海の家のバイトでコミュ力が養われなかった話⑤
「ホントに食べるの好きだな」
心の距離を取って自分の話をなるべくしないように、接していた
熊(店長)は他のアルバイトに比べて僕とは距離があって、僕自身も縮めないように関わってこれていた、多分野生の熊に森で遭ったときもこれで正しいと思う。
賄いを食べ過ぎることは僕にキャラを与えた。
食べるのは昔から嫌いである。時給が低いことに対しての反抗心で食べていただけで、食べたかった訳ではない、美味しかったけど。

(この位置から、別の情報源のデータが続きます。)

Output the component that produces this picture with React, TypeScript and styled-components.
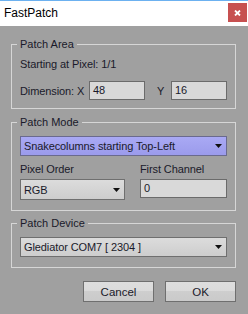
import React from 'react';
import styled, { createGlobalStyle } from 'styled-components';

const GlobalStyle = createGlobalStyle`
  html, body {
    margin: 0;
    padding: 0;
    background: #a0a0a0;
  }
  body {
    font-family: "Liberation Sans", Arial, sans-serif;
    font-size: 11px;
    color: #1a1a2a;
  }
`;

const Arrow: React.FC = () => (
  <svg width="7" height="4" viewBox="0 0 7 4">
    <path d="M0 0 H7 L3.5 4 Z" fill="#101010" />
  </svg>
);

const CloseIcon: React.FC = () => (
  <svg width="7" height="6" viewBox="0 0 7 6">
    <path d="M1 0.5 L6 5.5 M6 0.5 L1 5.5" stroke="#fff" strokeWidth="1.8" />
  </svg>
);

const Select: React.FC<{ value: string; active?: boolean; height?: number }> = ({
  value,
  active,
  height = 20
}) => (
  <SelectBox $active={active} $height={height}>
    <span>{value}</span>
    <Arrow />
  </SelectBox>
);

const App: React.FC = () => {
  return (
    <Window>
      <GlobalStyle />
      <TitleBar>
        <Title>FastPatch</Title>
        <CloseButton>
          <CloseIcon />
        </CloseButton>
      </TitleBar>
      <Body>
        <Group $pt={6} $pb={8}>
          <Legend>Patch Area</Legend>
          <Text>Starting at Pixel: 1/1</Text>
          <DimRow>
            <Text>Dimension: X</Text>
            <Input>48</Input>
            <YLabel>Y</YLabel>
            <Input>16</Input>
          </DimRow>
        </Group>

        <Group $pt={7} $pb={10} $mt={6}>
          <Legend>Patch Mode</Legend>
          <Select value="Snakecolumns starting Top-Left" active />
          <OrderGrid>
            <Text>Pixel Order</Text>
            <Text>First Channel</Text>
            <Select value="RGB" height={21} />
            <Input>0</Input>
          </OrderGrid>
        </Group>

        <Group $pt={7} $pb={10} $mt={5}>
          <Legend>Patch Device</Legend>
          <Select value="Glediator COM7 [ 2304 ]" />
        </Group>

        <Buttons>
          <Button>Cancel</Button>
          <Button>OK</Button>
        </Buttons>
      </Body>
    </Window>
  );
};

const Window = styled.div`
  width: 248px;
  height: 314px;
  background: #a0a0a0;
  display: flex;
  flex-direction: column;
  overflow: hidden;
`;

const TitleBar = styled.div`
  height: 25px;
  border-top: 1px solid #6cb1f0;
  background: #ffffff;
  display: flex;
  justify-content: space-between;
  align-items: flex-start;
  padding-left: 4px;
`;

const Title = styled.div`
  font-size: 12px;
  line-height: 14px;
  margin-top: 5px;
  color: #000;
`;

const CloseButton = styled.div`
  width: 19px;
  height: 19px;
  margin-top: 2px;
  margin-right: 1px;
  background: #c75050;
  display: flex;
  align-items: center;
  justify-content: center;
`;

const Body = styled.div`
  padding: 11px 12px 0 11px;
  display: flex;
  flex-direction: column;
`;

const Group = styled.fieldset<{ $pt: number; $pb: number; $mt?: number }>`
  margin: ${p => p.$mt || 0}px 0 0 0;
  min-inline-size: 0;
  border: 1px solid #d6d6d6;
  padding: ${p => p.$pt}px 8px ${p => p.$pb}px 8px;
  display: flex;
  flex-direction: column;
`;

const Legend = styled.legend`
  padding: 0 3px;
  margin-left: -3px;
  font-size: 11px;
  line-height: 14px;
`;

const Text = styled.div`
  line-height: 14px;
  white-space: nowrap;
  letter-spacing: -0.1px;
`;

const DimRow = styled.div`
  margin-top: 10px;
  display: grid;
  grid-template-columns: 69px 56px 26px 56px;
  align-items: center;
`;

const YLabel = styled(Text)`
  padding-left: 12px;
`;

const Input = styled.div`
  box-sizing: border-box;
  height: 19px;
  background: #d9d9d9;
  border: 1px solid #6b6b6b;
  padding-left: 3px;
  line-height: 17px;
`;

const SelectBox = styled.div<{ $active?: boolean; $height: number }>`
  box-sizing: border-box;
  height: ${p => p.$height}px;
  border: 1px solid ${p => (p.$active ? '#6a6a8e' : '#6f6f6f')};
  background: ${p =>
    p.$active
      ? 'linear-gradient(#a9a9f4, #9b9bec)'
      : 'linear-gradient(#dcdcdc, #cdcdcd)'};
  display: flex;
  align-items: center;
  justify-content: space-between;
  padding: 0 4px 0 3px;
  white-space: nowrap;
  letter-spacing: -0.1px;
`;

const OrderGrid = styled.div`
  margin-top: 6px;
  display: grid;
  grid-template-columns: 105px 87px;
  column-gap: 15px;
  row-gap: 3px;
  align-items: start;
`;

const Buttons = styled.div`
  margin-top: 13px;
  display: flex;
  justify-content: flex-end;
  gap: 11px;
`;

const Button = styled.div`
  box-sizing: border-box;
  width: 71px;
  height: 21px;
  border: 1px solid #6f6f6f;
  background: linear-gradient(#dedede 0%, #dadada 50%, #cecece 50%, #cacaca 100%);
  display: flex;
  align-items: center;
  justify-content: center;
  font-size: 11.5px;
`;

export default App;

キャラ付けがされると、次は会話がパターン化されてしまう。
僕の昼ごはん休憩の時間には必ずキッチン内に
「大盛り用意しとけ」
と声がかかるようになり、沢山食べようが食べまいが
「今日はそれでいいのか?」
と言われるようになった、悔しいからおかわりをして苦しくなるまでがパターンになってしまった。
森で遭遇した熊に距離を縮められたら後は食べられるだけで、人間はなす術がない。
6月から2ヶ月間耐えてきたのに、大食いキャラになりイジられるようにもなった。
お盆が終わり、シャワールームのシャンプーとボディソープの減るペースも少しずつ穏やかになっていった。
ここから、夏の海をギリギリまでしゃぶり尽くしてしまいたい、往生際の悪い人間の我慢比べが始まる。
夏は多分満足した人から終わっていく
もう波の音も、焼けるような暑さも、痛いほどの紫外線も、しがみついてくる砂も全部いらない。